# PROBLEM STATEMENT
Every line in the listing below from the one with "What React and" through the one with "const [tab, setTab]" is to be reproduced exactly, both ends included; leave out the rest.

[Web page code records]

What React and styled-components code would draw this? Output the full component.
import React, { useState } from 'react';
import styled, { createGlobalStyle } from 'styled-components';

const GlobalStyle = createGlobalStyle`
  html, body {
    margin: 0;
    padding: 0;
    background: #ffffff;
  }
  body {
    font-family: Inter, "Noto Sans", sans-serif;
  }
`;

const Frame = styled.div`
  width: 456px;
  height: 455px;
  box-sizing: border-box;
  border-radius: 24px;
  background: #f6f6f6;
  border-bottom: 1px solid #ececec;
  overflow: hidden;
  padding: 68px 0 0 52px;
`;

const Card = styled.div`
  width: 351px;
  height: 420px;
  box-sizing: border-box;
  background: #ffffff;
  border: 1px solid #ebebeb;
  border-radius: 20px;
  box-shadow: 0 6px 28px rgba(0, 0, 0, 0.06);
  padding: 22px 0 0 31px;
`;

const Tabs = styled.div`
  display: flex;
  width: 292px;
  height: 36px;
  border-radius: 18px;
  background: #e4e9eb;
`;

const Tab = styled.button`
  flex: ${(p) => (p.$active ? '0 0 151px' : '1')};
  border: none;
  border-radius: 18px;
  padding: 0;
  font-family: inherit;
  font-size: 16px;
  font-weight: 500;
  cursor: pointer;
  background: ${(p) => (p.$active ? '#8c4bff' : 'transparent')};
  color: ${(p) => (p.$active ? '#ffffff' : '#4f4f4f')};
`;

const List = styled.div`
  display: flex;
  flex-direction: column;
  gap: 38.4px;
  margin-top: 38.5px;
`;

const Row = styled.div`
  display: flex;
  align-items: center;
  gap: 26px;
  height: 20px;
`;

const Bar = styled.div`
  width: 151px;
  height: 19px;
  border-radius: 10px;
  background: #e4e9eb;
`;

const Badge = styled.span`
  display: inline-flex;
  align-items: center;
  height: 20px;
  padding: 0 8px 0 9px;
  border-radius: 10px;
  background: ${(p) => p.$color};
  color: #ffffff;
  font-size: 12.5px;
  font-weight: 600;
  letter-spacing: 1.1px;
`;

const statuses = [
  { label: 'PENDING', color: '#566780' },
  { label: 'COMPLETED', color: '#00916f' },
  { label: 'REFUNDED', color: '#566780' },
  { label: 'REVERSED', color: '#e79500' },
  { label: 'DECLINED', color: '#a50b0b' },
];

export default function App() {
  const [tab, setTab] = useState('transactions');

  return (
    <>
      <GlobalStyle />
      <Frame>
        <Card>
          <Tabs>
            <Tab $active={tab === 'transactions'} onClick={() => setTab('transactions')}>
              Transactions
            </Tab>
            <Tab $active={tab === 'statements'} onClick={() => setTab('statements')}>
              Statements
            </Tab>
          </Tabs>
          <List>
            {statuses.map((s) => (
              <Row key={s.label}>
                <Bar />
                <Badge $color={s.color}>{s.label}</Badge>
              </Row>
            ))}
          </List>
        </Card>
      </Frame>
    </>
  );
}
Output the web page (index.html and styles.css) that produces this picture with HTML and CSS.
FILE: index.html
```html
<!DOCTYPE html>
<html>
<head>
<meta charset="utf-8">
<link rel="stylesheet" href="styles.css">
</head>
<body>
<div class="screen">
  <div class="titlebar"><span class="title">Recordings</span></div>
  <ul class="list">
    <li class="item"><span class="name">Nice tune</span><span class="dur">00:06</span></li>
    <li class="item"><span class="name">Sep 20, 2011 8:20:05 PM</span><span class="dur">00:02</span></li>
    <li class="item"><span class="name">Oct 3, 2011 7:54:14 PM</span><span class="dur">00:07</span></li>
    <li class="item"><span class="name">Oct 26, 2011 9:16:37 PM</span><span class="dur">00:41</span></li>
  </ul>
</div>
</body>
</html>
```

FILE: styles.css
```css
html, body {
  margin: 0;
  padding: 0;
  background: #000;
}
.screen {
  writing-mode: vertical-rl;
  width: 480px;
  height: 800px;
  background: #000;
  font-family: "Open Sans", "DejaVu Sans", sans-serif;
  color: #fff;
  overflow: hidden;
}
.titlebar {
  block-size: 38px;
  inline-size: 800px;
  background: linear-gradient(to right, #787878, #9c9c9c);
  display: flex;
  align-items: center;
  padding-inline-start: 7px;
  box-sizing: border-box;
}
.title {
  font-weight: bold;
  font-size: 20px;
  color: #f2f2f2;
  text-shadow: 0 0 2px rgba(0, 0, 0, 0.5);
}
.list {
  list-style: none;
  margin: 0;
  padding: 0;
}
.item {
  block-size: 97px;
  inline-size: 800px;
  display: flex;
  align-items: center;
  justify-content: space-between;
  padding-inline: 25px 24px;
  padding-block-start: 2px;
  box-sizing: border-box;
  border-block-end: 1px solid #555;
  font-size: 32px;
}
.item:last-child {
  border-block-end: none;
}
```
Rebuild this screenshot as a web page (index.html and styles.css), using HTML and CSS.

...

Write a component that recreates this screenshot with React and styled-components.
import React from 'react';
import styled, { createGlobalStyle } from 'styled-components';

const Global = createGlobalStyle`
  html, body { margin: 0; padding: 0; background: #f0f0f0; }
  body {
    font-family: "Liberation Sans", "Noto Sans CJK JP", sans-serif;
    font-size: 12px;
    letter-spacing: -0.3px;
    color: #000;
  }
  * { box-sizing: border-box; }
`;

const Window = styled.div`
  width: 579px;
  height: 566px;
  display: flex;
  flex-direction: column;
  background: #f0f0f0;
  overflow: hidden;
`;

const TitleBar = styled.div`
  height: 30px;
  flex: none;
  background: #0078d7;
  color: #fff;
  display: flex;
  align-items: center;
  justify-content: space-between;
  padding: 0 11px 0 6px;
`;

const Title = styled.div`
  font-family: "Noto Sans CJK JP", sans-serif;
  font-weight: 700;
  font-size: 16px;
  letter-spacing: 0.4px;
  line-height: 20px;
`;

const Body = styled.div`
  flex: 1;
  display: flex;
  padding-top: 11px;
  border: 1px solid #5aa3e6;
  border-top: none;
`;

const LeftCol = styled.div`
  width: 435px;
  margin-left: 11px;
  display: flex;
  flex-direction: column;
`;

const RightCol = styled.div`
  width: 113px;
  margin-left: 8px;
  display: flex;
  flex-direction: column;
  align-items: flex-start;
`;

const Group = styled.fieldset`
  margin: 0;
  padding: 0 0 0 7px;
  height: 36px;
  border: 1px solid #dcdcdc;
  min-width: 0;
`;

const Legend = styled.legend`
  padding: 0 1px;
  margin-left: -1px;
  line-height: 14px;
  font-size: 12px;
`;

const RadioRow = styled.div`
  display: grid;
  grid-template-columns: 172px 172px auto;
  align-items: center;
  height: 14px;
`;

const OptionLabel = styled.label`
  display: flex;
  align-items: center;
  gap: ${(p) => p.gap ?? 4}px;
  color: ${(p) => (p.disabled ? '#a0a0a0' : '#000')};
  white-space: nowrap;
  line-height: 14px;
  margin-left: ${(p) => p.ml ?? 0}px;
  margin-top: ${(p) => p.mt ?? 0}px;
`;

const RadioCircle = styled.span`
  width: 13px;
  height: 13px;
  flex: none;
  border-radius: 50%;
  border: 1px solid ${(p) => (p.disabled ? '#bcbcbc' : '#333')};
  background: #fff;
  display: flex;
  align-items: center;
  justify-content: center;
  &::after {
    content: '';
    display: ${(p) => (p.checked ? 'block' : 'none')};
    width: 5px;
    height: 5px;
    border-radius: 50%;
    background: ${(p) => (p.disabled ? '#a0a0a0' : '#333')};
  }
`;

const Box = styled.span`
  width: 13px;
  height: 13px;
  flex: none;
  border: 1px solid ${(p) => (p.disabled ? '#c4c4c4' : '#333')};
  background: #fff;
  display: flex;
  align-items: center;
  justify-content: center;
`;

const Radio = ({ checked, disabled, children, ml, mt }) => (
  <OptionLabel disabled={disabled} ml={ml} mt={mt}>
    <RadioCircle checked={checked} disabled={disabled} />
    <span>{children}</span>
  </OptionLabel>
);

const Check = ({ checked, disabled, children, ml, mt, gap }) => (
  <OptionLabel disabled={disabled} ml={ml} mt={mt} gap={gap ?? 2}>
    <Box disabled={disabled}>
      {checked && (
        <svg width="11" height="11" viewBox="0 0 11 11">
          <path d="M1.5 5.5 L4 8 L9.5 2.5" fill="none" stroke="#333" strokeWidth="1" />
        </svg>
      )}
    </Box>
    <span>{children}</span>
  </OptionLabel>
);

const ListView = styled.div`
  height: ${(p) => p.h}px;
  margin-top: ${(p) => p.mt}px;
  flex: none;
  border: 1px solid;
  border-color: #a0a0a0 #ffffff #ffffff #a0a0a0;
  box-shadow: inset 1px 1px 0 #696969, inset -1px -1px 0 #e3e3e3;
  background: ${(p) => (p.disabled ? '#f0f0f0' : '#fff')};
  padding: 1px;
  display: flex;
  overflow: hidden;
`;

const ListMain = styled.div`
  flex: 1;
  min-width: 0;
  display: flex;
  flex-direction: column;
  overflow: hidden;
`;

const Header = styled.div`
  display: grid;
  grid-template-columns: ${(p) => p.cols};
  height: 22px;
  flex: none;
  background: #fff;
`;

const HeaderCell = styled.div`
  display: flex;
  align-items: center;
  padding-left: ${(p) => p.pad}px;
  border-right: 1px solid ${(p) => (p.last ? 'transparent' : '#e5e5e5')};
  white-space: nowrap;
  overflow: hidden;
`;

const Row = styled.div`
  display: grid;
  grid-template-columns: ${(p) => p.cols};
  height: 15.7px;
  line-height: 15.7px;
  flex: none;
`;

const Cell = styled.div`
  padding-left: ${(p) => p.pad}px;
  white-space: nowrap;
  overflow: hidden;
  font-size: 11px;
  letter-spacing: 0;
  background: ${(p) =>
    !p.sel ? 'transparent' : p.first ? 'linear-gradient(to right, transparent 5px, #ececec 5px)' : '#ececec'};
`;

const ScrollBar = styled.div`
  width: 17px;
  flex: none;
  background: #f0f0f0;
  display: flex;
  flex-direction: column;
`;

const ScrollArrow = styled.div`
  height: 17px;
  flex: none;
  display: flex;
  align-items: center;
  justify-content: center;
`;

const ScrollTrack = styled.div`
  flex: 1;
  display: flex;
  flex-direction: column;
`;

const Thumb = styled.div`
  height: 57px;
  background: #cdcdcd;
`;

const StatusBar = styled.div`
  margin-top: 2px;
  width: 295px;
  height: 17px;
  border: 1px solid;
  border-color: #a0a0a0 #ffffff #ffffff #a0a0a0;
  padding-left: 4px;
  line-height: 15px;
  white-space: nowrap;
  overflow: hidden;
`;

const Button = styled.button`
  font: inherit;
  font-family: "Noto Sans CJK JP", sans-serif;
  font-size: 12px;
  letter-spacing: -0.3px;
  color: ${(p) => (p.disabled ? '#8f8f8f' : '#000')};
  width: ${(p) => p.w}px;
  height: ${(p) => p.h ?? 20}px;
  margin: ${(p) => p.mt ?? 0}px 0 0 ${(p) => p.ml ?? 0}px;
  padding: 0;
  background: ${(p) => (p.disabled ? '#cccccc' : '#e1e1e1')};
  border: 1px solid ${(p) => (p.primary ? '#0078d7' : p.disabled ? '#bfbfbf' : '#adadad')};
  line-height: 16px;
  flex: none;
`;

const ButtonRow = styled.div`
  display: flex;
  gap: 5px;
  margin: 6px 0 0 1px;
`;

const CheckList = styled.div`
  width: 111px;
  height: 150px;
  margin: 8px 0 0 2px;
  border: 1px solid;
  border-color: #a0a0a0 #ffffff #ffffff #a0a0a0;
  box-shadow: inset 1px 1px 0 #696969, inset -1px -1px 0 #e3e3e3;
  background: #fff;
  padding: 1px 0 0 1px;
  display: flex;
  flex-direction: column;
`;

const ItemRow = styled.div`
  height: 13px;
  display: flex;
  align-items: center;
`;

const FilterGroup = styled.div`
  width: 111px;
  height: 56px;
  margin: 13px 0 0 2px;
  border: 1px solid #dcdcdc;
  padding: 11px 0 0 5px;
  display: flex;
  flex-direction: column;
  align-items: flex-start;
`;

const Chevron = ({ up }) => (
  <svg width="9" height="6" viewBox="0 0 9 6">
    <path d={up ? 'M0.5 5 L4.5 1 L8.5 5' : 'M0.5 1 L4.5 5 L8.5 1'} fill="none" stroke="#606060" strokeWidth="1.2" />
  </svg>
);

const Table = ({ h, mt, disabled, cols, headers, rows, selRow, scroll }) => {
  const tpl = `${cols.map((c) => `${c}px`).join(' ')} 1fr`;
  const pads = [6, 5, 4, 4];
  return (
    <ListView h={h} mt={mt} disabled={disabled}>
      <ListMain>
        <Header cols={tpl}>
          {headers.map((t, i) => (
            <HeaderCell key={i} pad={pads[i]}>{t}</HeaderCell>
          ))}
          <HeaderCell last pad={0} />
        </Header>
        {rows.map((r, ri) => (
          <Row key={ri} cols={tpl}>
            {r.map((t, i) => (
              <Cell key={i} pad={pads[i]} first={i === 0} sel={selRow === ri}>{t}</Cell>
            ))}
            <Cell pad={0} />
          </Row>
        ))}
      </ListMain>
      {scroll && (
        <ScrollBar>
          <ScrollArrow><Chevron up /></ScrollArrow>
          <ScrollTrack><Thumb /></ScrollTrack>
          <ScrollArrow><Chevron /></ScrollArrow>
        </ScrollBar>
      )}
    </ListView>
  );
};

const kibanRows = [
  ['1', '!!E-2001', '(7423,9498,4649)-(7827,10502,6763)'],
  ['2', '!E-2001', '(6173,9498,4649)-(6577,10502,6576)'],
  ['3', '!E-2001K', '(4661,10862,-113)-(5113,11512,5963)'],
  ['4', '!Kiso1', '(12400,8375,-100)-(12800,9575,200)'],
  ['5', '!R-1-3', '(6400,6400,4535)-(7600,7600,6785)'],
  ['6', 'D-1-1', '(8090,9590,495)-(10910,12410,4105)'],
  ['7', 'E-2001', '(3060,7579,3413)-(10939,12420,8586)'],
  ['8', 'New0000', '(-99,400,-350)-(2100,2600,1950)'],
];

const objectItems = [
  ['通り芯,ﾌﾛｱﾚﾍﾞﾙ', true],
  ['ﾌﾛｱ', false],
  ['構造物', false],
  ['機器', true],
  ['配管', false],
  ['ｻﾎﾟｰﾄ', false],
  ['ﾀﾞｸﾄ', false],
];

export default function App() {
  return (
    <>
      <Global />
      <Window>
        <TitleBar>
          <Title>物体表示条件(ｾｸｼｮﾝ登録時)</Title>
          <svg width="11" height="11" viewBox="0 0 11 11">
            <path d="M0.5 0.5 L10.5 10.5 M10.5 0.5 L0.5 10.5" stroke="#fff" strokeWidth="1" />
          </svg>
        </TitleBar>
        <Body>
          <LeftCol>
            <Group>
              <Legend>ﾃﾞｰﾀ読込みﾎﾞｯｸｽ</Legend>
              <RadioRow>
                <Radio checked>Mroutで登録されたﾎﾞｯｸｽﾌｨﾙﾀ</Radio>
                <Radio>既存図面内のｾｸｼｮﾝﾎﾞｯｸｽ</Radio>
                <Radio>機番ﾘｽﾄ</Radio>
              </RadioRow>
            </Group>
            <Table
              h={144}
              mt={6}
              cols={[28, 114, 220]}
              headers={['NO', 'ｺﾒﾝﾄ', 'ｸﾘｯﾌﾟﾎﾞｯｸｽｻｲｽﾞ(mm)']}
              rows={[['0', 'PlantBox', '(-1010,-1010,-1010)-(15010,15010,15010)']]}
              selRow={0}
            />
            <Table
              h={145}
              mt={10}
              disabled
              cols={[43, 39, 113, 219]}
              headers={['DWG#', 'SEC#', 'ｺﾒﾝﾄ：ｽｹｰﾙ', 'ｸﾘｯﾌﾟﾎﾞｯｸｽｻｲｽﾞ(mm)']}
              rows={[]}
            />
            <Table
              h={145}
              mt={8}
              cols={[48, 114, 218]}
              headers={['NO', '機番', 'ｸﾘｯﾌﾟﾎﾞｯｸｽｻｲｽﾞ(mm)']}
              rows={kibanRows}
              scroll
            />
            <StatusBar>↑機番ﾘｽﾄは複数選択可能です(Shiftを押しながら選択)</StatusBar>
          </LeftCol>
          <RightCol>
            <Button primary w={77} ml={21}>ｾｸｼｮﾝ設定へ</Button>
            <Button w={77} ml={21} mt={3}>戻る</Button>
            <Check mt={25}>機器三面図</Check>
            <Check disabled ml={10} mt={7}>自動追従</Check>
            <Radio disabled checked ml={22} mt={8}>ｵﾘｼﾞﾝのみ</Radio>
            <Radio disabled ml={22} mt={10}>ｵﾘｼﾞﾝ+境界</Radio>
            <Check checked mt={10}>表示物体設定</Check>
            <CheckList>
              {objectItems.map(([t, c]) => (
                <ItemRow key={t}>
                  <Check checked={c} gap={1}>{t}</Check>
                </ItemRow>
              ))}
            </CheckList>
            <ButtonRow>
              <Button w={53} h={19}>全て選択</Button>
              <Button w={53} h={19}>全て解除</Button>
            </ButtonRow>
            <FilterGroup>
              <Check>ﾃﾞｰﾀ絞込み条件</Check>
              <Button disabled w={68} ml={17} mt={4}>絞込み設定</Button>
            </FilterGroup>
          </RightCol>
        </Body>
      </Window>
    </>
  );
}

# CORRECT OUTPUT
What React and styled-components code would draw this? Output the full component.
import React, { useState } from 'react';
import styled, { createGlobalStyle } from 'styled-components';

const GlobalStyle = createGlobalStyle`
  html, body {
    margin: 0;
    padding: 0;
    background: #ffffff;
  }
  body {
    font-family: Inter, "Noto Sans", sans-serif;
  }
`;

const Frame = styled.div`
  width: 456px;
  height: 455px;
  box-sizing: border-box;
  border-radius: 24px;
  background: #f6f6f6;
  border-bottom: 1px solid #ececec;
  overflow: hidden;
  padding: 68px 0 0 52px;
`;

const Card = styled.div`
  width: 351px;
  height: 420px;
  box-sizing: border-box;
  background: #ffffff;
  border: 1px solid #ebebeb;
  border-radius: 20px;
  box-shadow: 0 6px 28px rgba(0, 0, 0, 0.06);
  padding: 22px 0 0 31px;
`;

const Tabs = styled.div`
  display: flex;
  width: 292px;
  height: 36px;
  border-radius: 18px;
  background: #e4e9eb;
`;

const Tab = styled.button`
  flex: ${(p) => (p.$active ? '0 0 151px' : '1')};
  border: none;
  border-radius: 18px;
  padding: 0;
  font-family: inherit;
  font-size: 16px;
  font-weight: 500;
  cursor: pointer;
  background: ${(p) => (p.$active ? '#8c4bff' : 'transparent')};
  color: ${(p) => (p.$active ? '#ffffff' : '#4f4f4f')};
`;

const List = styled.div`
  display: flex;
  flex-direction: column;
  gap: 38.4px;
  margin-top: 38.5px;
`;

const Row = styled.div`
  display: flex;
  align-items: center;
  gap: 26px;
  height: 20px;
`;

const Bar = styled.div`
  width: 151px;
  height: 19px;
  border-radius: 10px;
  background: #e4e9eb;
`;

const Badge = styled.span`
  display: inline-flex;
  align-items: center;
  height: 20px;
  padding: 0 8px 0 9px;
  border-radius: 10px;
  background: ${(p) => p.$color};
  color: #ffffff;
  font-size: 12.5px;
  font-weight: 600;
  letter-spacing: 1.1px;
`;

const statuses = [
  { label: 'PENDING', color: '#566780' },
  { label: 'COMPLETED', color: '#00916f' },
  { label: 'REFUNDED', color: '#566780' },
  { label: 'REVERSED', color: '#e79500' },
  { label: 'DECLINED', color: '#a50b0b' },
];

export default function App() {
  const [tab, setTab] = useState('transactions');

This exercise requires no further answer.